As defined below, confidence level, confidence intervals, and sample sizes are all calculated with respect to this sampling distribution. In short, the confidence interval gives an interval around p in which an estimate p̂ is "likely" to be. The confidence level gives just how "likely" this is – e.g., a 95% confidence level indicates that it is expected that an estimate p̂ lies in the confidence interval for 95% of the random samples that could be taken. The confidence interval depends on the sample size, n (the variance of the sample distribution is inversely proportional to n, meaning that the estimate gets closer to the true proportion as n increases); thus, an acceptable error rate in the estimate can also be set, called the margin of error, ε, and solved for the sample size required for the chosen confidence interval to be smaller than e; a calculation known as "sample size calculation."
Confidence Level
The confidence level is a measure of certainty regarding how accurately a sample reflects the population being studied within a chosen confidence interval. The most commonly used confidence levels are 90%, 95%, and 99%, which each have their own corresponding z-scores (which can be found using an equation or widely available tables like the one provided below) based on the chosen confidence level.
Note that using z-scores assumes that the sampling distribution is normally distributed, as described above in "Statistics of a Random Sample." Given that an experiment or survey is repeated many times, the confidence level essentially indicates the percentage of the time that the resulting interval found from repeated tests will contain the true result.
Confidence Level z-score (t) Table
| Confidence Level | z-score (t) |
|---|
| 70% | 1.04 |
| 75% | 1.15 |
| 80% | 1.28 |
| 85% | 1.44 |
| 90% | 1.645 |
| 92% | 1.75 |
| 95% | 1.96 |
| 96% | 2.05 |
| 98% | 2.33 |
| 99% | 2.58 |
| 99.90% | 3.29 |
| 99.99% | 4.42 |
Confidence Interval
A confidence interval is an estimated range of likely values for a population parameter, for example, 40 ± 2 or 40 ± 5%. Taking the commonly used 95% confidence level as an example, if the same population were sampled multiple times, and interval estimates made on each occasion, in approximately 95% of the cases, the true population parameter would be contained within the interval. Note that the 95% probability refers to the reliability of the estimation procedure and not to a specific interval. Once an interval is calculated, it either contains or does not contain the population parameter of interest. Some factors that affect the width of a confidence interval include: size of the sample, confidence level, and variability within the sample.

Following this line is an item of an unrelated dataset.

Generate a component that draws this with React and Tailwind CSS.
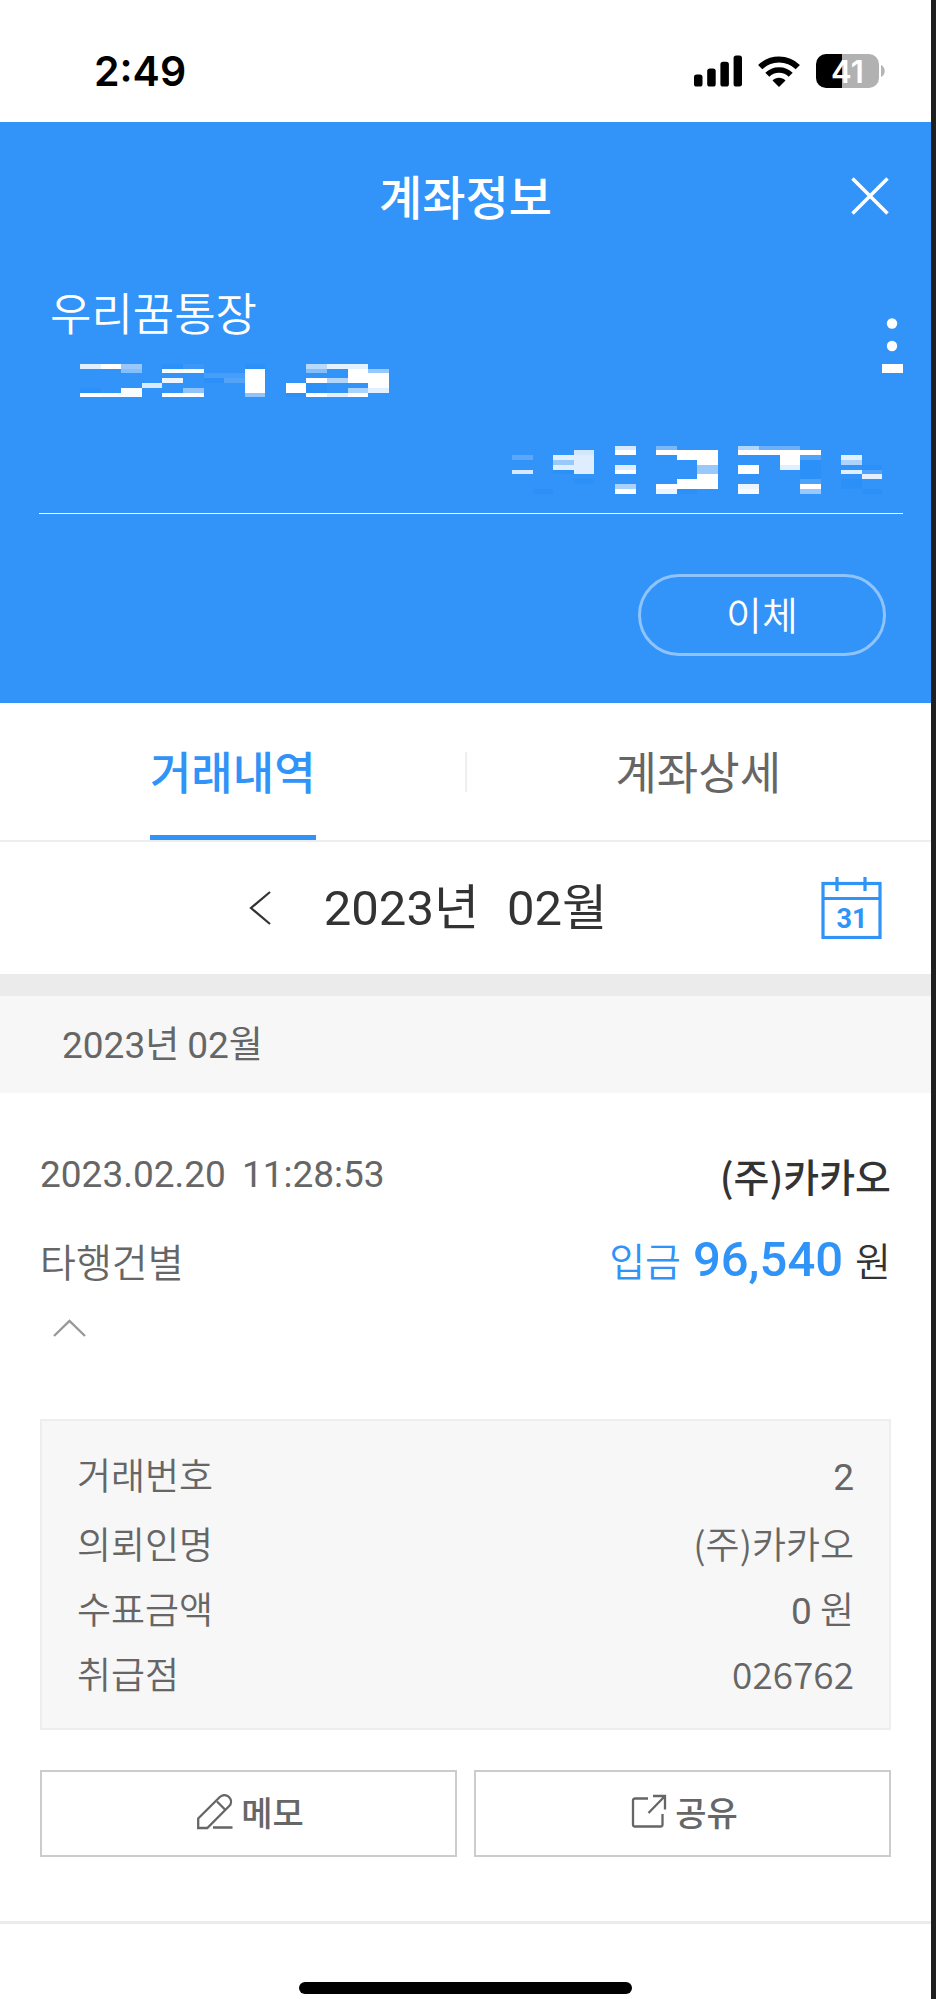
const KR = "font-['Noto_Sans_CJK_KR',sans-serif]";

function SignalIcon() {
  return (
    <svg width="48" height="32" viewBox="0 0 48 32" aria-hidden="true">
      <rect x="0" y="19.5" width="8.5" height="12" rx="2.6" />
      <rect x="13.2" y="13.5" width="8.5" height="18" rx="2.6" />
      <rect x="26.4" y="6.8" width="8.5" height="24.7" rx="2.6" />
      <rect x="39.6" y="0.5" width="8.5" height="31" rx="2.6" />
    </svg>
  );
}

function WifiIcon() {
  return (
    <svg width="42" height="31" viewBox="0 0 42 31" fill="none" stroke="#000" strokeWidth="6" aria-hidden="true">
      <path d="M2.2 11.2C12.5 1 29.5 1 39.8 11.2" />
      <path d="M9.3 18.7C15.5 12.4 26.5 12.4 32.7 18.7" strokeWidth="5.6" />
      <path d="M14.5 24.5C18 20.8 24 20.8 27.5 24.5L21 31Z" fill="#000" stroke="none" />
    </svg>
  );
}

function Battery() {
  return (
    <div className="flex items-center gap-[2px]" role="img" aria-label="41%">
      <div className="flex h-[34px] w-[63px] items-center justify-center rounded-[10px] bg-[linear-gradient(to_right,#000_42%,#b1b1b1_42%)] font-['Inter',sans-serif] text-[31px] leading-none font-semibold text-white">
        41
      </div>
      <svg width="4" height="12" viewBox="0 0 4 12" aria-hidden="true">
        <path d="M0 0C5 2 5 10 0 12Z" fill="#b5b5b5" />
      </svg>
    </div>
  );
}

/* Censored digits: [x, y, width, height, opacity] */
const ACCOUNT_BLOCKS = [
  [240, 282, 63, 15, 0.85], [303, 282, 60, 15, 1], [363, 282, 63, 15, 0.5],
  [363, 297, 63, 12, 0.4], [240, 369, 63, 12, 1], [303, 369, 60, 12, 0.97],
  [363, 354, 63, 27, 0.97], [426, 339, 60, 15, 0.82], [486, 297, 126, 12, 0.97],
  [549, 282, 63, 15, 0.05], [486, 324, 63, 15, 0.9], [549, 354, 63, 15, 0.45],
  [486, 369, 126, 12, 1], [612, 309, 123, 15, 0.1], [672, 324, 63, 15, 0.16],
  [735, 297, 60, 72, 1], [735, 369, 60, 12, 0.45], [858, 339, 60, 30, 1],
  [918, 282, 63, 15, 0.65], [981, 282, 123, 15, 0.87], [918, 297, 63, 12, 0.4],
  [918, 324, 63, 15, 1], [981, 324, 63, 15, 0.62], [1044, 297, 60, 42, 1],
  [1104, 297, 63, 12, 0.5], [1104, 309, 63, 45, 1], [1044, 354, 60, 15, 0.58],
  [1104, 354, 63, 15, 0.86], [918, 369, 63, 12, 1], [981, 369, 63, 12, 0.86],
  [1044, 369, 60, 12, 1],
];

const ACCOUNT_SHADES = [
  [240, 354, 63, 15], [486, 282, 63, 15], [612, 324, 60, 15],
  [918, 339, 63, 30], [858, 369, 60, 12], [735, 282, 60, 15],
];

const BALANCE_BLOCKS = [
  [126, 495, 63, 15, 0.2], [126, 540, 63, 12, 0.8], [249, 495, 63, 15, 0.85],
  [249, 510, 63, 15, 0.5], [249, 525, 63, 15, 0.85], [312, 480, 60, 15, 0.78],
  [312, 495, 60, 57, 0.84], [435, 468, 63, 12, 0.8], [435, 480, 63, 15, 1],
  [435, 525, 63, 15, 0.84], [435, 540, 63, 12, 1], [435, 582, 63, 15, 0.58],
  [435, 597, 63, 15, 1], [558, 468, 63, 12, 0.35], [558, 480, 186, 15, 1],
  [621, 495, 123, 15, 1], [681, 510, 63, 15, 1], [681, 525, 63, 27, 0.5],
  [681, 552, 63, 15, 1], [621, 567, 123, 15, 1], [558, 582, 186, 15, 1],
  [558, 597, 63, 15, 0.9], [804, 468, 63, 12, 0.62], [867, 468, 123, 12, 0.28],
  [804, 480, 249, 15, 1], [930, 495, 60, 30, 1], [930, 525, 60, 15, 0.86],
  [990, 495, 63, 15, 0.16], [804, 525, 63, 27, 1], [804, 582, 63, 15, 0.9],
  [804, 597, 63, 15, 0.96], [990, 567, 63, 15, 0.14], [990, 582, 63, 15, 1],
  [990, 597, 63, 15, 0.5], [1113, 495, 63, 15, 0.86], [1113, 510, 63, 15, 0.6],
  [1113, 540, 63, 12, 0.86], [1176, 540, 60, 12, 0.14], [1176, 552, 60, 15, 0.86],
];

const BALANCE_SHADES = [
  [189, 597, 60, 15], [249, 540, 63, 12], [312, 567, 60, 15], [990, 510, 63, 57],
  [621, 597, 60, 15], [1176, 525, 60, 15], [1113, 567, 63, 30], [1176, 597, 60, 15],
];

function Mosaic({ blocks, shades, viewBox, width, height, label }) {
  return (
    <svg width={width} height={height} viewBox={viewBox} shapeRendering="crispEdges" role="img" aria-label={label}>
      {shades.map(([x, y, w, h]) => (
        <rect key={`s${x}-${y}`} x={x} y={y} width={w} height={h} fill="#2b90f7" />
      ))}
      {blocks.map(([x, y, w, h, o]) => (
        <rect key={`${x}-${y}`} x={x} y={y} width={w} height={h} fill="#fff" fillOpacity={o} />
      ))}
    </svg>
  );
}

function CalendarIcon() {
  return (
    <svg width="61" height="62" viewBox="0 0 61 62" fill="none" stroke="#2f93f8" strokeWidth="3.2" aria-hidden="true">
      <rect x="2" y="6.5" width="57" height="54" />
      <path d="M2 21.5H59M16 0V14M44 0V14" />
      <text x="31" y="51" textAnchor="middle" fill="#2f93f8" stroke="none" className="font-['Roboto',sans-serif] text-[27px] font-bold">
        31
      </text>
    </svg>
  );
}

function MemoIcon() {
  return (
    <svg width="36" height="36" viewBox="0 0 36 36" fill="none" stroke="#666" strokeWidth="2.3" aria-hidden="true">
      <path d="M1.2 34V24.5L22.8 3C25.5 .5 29.5 .5 32 3C34.7 5.8 34.7 9.5 32 12.3L10.3 34Z" />
      <path d="M20 7.5L28.5 16M16 33.5H35.5" />
    </svg>
  );
}

function ShareIcon() {
  return (
    <svg width="36" height="36" viewBox="0 0 36 36" fill="none" stroke="#666" strokeWidth="2.3" aria-hidden="true">
      <path d="M17 4.5H4Q2 4.5 2 6.5V30.5Q2 32.5 4 32.5H29.5Q31.5 32.5 31.5 30.5V20" />
      <path d="M22 2H34V15.5M34 2L17.5 19" />
    </svg>
  );
}

function Num({ children }) {
  return <span className="font-['Roboto',sans-serif] font-normal">{children}</span>;
}

const DETAILS = [
  { label: "거래번호", value: <Num>2</Num> },
  { label: "의뢰인명", value: "(주)카카오" },
  { label: "수표금액", value: <><Num>0</Num> 원</> },
  { label: "취급점", value: "026762" },
];

export default function App() {
  return (
    <div className={`${KR} flex min-h-screen flex-col border-r-[5px] border-[#1f1f1f] bg-white text-[#666]`}>
      <div className="flex h-[122px] items-center justify-between pt-5 pr-[46px] pl-[94px]">
        <time className="font-['Inter',sans-serif] text-[41px] leading-none font-semibold text-black">2:49</time>
        <div className="flex items-center gap-4">
          <SignalIcon />
          <WifiIcon />
          <Battery />
        </div>
      </div>

      <header className="flex flex-col bg-[#3293f8] pb-[47px] text-white">
        <div className="grid h-[148px] grid-cols-[1fr_auto_1fr] items-center px-[42px]">
          <h1 className="col-start-2 mb-1 text-[47px] leading-none font-medium">계좌정보</h1>
          <button type="button" aria-label="닫기" className="justify-self-end">
            <svg width="38" height="38" viewBox="0 0 38 38" stroke="#fff" strokeWidth="3.5" aria-hidden="true">
              <path d="M1.5 1.5L36.5 36.5M36.5 1.5L1.5 36.5" />
            </svg>
          </button>
        </div>

        <div className="mr-[28px] ml-[39px] flex h-[244px] flex-col border-b border-white">
          <div className="flex justify-between">
            <div className="flex flex-col">
              <h2 className="mt-3 ml-[11px] text-[45px] leading-[60px] font-[350]">우리꿈통장</h2>
              <div className="mt-[22px] ml-[41px]">
                <Mosaic blocks={ACCOUNT_BLOCKS} shades={ACCOUNT_SHADES} viewBox="240 282 990 99" width={330} height={33} label="계좌번호" />
              </div>
            </div>
            <button type="button" aria-label="더보기" className="mt-12 self-start">
              <svg width="21" height="56" viewBox="0 0 21 56" fill="#fff" aria-hidden="true">
                <circle cx="10" cy="5.5" r="5.2" />
                <circle cx="10" cy="28" r="5.2" />
                <rect x="0" y="46" width="21" height="9" />
              </svg>
            </button>
          </div>
          <div className="mt-auto mr-5 mb-[19px] self-end">
            <Mosaic blocks={BALANCE_BLOCKS} shades={BALANCE_SHADES} viewBox="126 468 1113 144" width={371} height={48} label="잔액" />
          </div>
        </div>

        <button type="button" className="mt-[60px] mr-[45px] h-[82px] w-[248px] self-end rounded-full border-[3px] border-white/45 pb-[3px] text-[39px] leading-none font-[350]">
          이체
        </button>
      </header>

      <nav className="relative grid h-[139px] grid-cols-2 border-b-2 border-[#eee] text-[45px]">
        <div className="flex justify-center">
          <button type="button" aria-current="page" className="border-b-[5px] border-[#2f93f8] pt-1 font-medium text-[#2f93f8]">거래내역</button>
        </div>
        <div className="flex justify-center">
          <button type="button" className="border-b-[5px] border-transparent pt-1">계좌상세</button>
        </div>
        <span className="absolute top-[49px] left-1/2 -ml-px h-10 w-[2px] bg-[#eee]" />
      </nav>

      <div className="grid h-[132px] grid-cols-[1fr_auto_1fr] items-center px-[49px] text-[#333]">
        <button type="button" aria-label="이전 달" className="mr-[53px] justify-self-end">
          <svg width="22" height="34" viewBox="0 0 22 34" fill="none" stroke="#333" strokeWidth="2.2" aria-hidden="true">
            <path d="M21 1L2 17L21 33" />
          </svg>
        </button>
        <h2 className="flex gap-7 font-['Roboto','Noto_Sans_CJK_KR',sans-serif] text-[49px] leading-none">
          <span>2023년</span>
          <span>02월</span>
        </h2>
        <button type="button" aria-label="날짜 선택" className="justify-self-end">
          <CalendarIcon />
        </button>
      </div>

      <h3 className="flex h-[119px] items-center gap-2 border-t-[22px] border-[#ebebeb] bg-[#f7f7f7] pt-[2px] pl-[62px] font-['Roboto','Noto_Sans_CJK_KR',sans-serif] text-[37px] leading-none">
        <span>2023년</span>
        <span>02월</span>
      </h3>

      <section className="flex flex-col border-b-[3px] border-[#ebebeb] px-10 pt-[50px] pb-16">
        <div className="flex h-16 items-center justify-between leading-[64px]">
          <time className="flex gap-4 font-['Roboto',sans-serif] text-[37px]">
            <span>2023.02.20</span>
            <span>11:28:53</span>
          </time>
          <strong className="text-[39px] font-medium text-[#333]">(주)카카오</strong>
        </div>
        <div className="mt-5 flex items-center justify-between leading-[64px]">
          <span className="text-[39px] font-[350]">타행건별</span>
          <span className="flex items-baseline text-[39px] font-[350] text-[#333]">
            <span className="mr-3 text-[#2f93f8]">입금</span>
            <strong className="mr-3 font-['Roboto',sans-serif] text-[49px] font-medium text-[#2f93f8]">96,540</strong>
            원
          </span>
        </div>
        <button type="button" aria-label="접기" className="mt-[27px] ml-[13px] self-start">
          <svg width="33" height="18" viewBox="0 0 33 18" fill="none" stroke="#999" strokeWidth="2.4" aria-hidden="true">
            <path d="M1 17L16.5 2L32 17" />
          </svg>
        </button>

        <dl className="mt-[82px] flex flex-col border-2 border-[#eee] bg-[#f7f7f7] px-[35px] pt-[20px] pb-[23px] text-[37px] leading-[66px] font-[350]">
          {DETAILS.map(({ label, value }) => (
            <div key={label} className="flex h-[65px] items-baseline justify-between first:h-[69px]">
              <dt>{label}</dt>
              <dd>{value}</dd>
            </div>
          ))}
        </dl>

        <div className="mt-10 grid grid-cols-2 gap-[17px] text-[34px] leading-none font-medium">
          <button type="button" className="flex h-[87px] items-center justify-center gap-2 border-2 border-[#ccc] pb-1 pl-1">
            <MemoIcon />
            메모
          </button>
          <button type="button" className="flex h-[87px] items-center justify-center gap-2 border-2 border-[#ccc] pb-1 pl-1">
            <ShareIcon />
            공유
          </button>
        </div>
      </section>

      <div className="mt-auto mb-[5px] h-3 w-[333px] self-center rounded-full bg-black" />
    </div>
  );
}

There are different equations that can be used to calculate confidence intervals depending on factors such as whether the standard deviation is known or smaller samples (n < 30) are involved, among others. The calculator provided on this page calculates the confidence interval for a proportion and uses the following equations:
Unlimited population:
CI = p̂ ± z × √(p̂(1-p̂)/n)
Finite population:
CI = p̂ ± z × √(p̂(1-p̂)/n) × √((N-n)/(N-1))
Where:
- z is z-score (see z-score table)
- p̂ is the population proportion
- n and n' are sample sizes
- N is the population size
In statistics, a population is a set of events or elements that have some relevance regarding a given question or experiment. It can refer to an existing group of objects, systems, or even a hypothetical group of objects. Most commonly, however, population is used to refer to a group of people, whether they are the number of employees in a company, number of people within a certain age group of some geographic area, or number of students in a university's library at any given time.
It is important to note that the equation needs to be adjusted when considering a finite population, as shown above. The (N-n)/(N-1) term in the finite population equation is referred to as the finite population correction factor, and is necessary because it cannot be assumed that all individuals in a sample are independent. For example, if the study population involves 10 people in a room with ages ranging from 1 to 100, and one of those chosen has an age of 100, the next person chosen is more likely to have a lower age. The finite population correction factor accounts for factors such as these.
Example (FX):
Calculate the 99% confidence interval for coffee drinkers at Company Q, where 85 out of 120 people surveyed are coffee drinkers.
p̂ = 85/120 = 0.70833
z = 2.58 (for 99% confidence level)
n = 120
CI = 0.70833 ± 2.58 × √(0.70833 × (1-0.70833) / 120)
CI = 0.70833 ± 0.107
CI = 70.833% ± 10.71%
Sample Size Calculation
Sample size is a statistical concept that involves determining the number of observations or replicates (the repetition of an experimental condition used to estimate the variability of a phenomenon) that should be included in a statistical sample. It is an important aspect of any empirical study requiring that inferences be made about a population based on a sample. Essentially, sample sizes are used to represent parts of a population chosen for any given survey or experiment. To carry out this calculation, set the margin of error, ε, or the maximum distance desired for the sample estimate to deviate from the true value. To do this, use the confidence interval equation above, but set the term to the right of the ± sign equal to the margin of error, and solve for the resulting equation for sample size, n. The equation for calculating sample size is shown below.
Unlimited population:
n = z² × p̂(1-p̂) / ε²
Finite population:
n = (z² × p̂(1-p̂) / ε²) / (1 + (z² × p̂(1-p̂) / (ε² × N)))
Where:
- z is z-score (see z-score table)
- ε is the margin of error
- N is the population size
- p̂ is the population proportion
Example (EX):
Determine the sample size necessary to estimate the proportion of people shopping at a supermarket in the U.S. that identify as vegan with 95% confidence, and a margin of error of 5%. Assume a population proportion of 0.5, and unlimited population size.
z = 1.96 (for 95% confidence level)
p̂ = 0.5
ε = 0.05
n = 1.96² × 0.5 × (1-0.5) / 0.05²
n = 3.8416 × 0.25 / 0.0025
n = 0.9604 / 0.0025
n = 384.16
Therefore, at least 385 people would be necessary.
Note: If the population proportion is unknown, using p̂ = 0.5 is the most conservative estimate, as it maximizes the sample size required.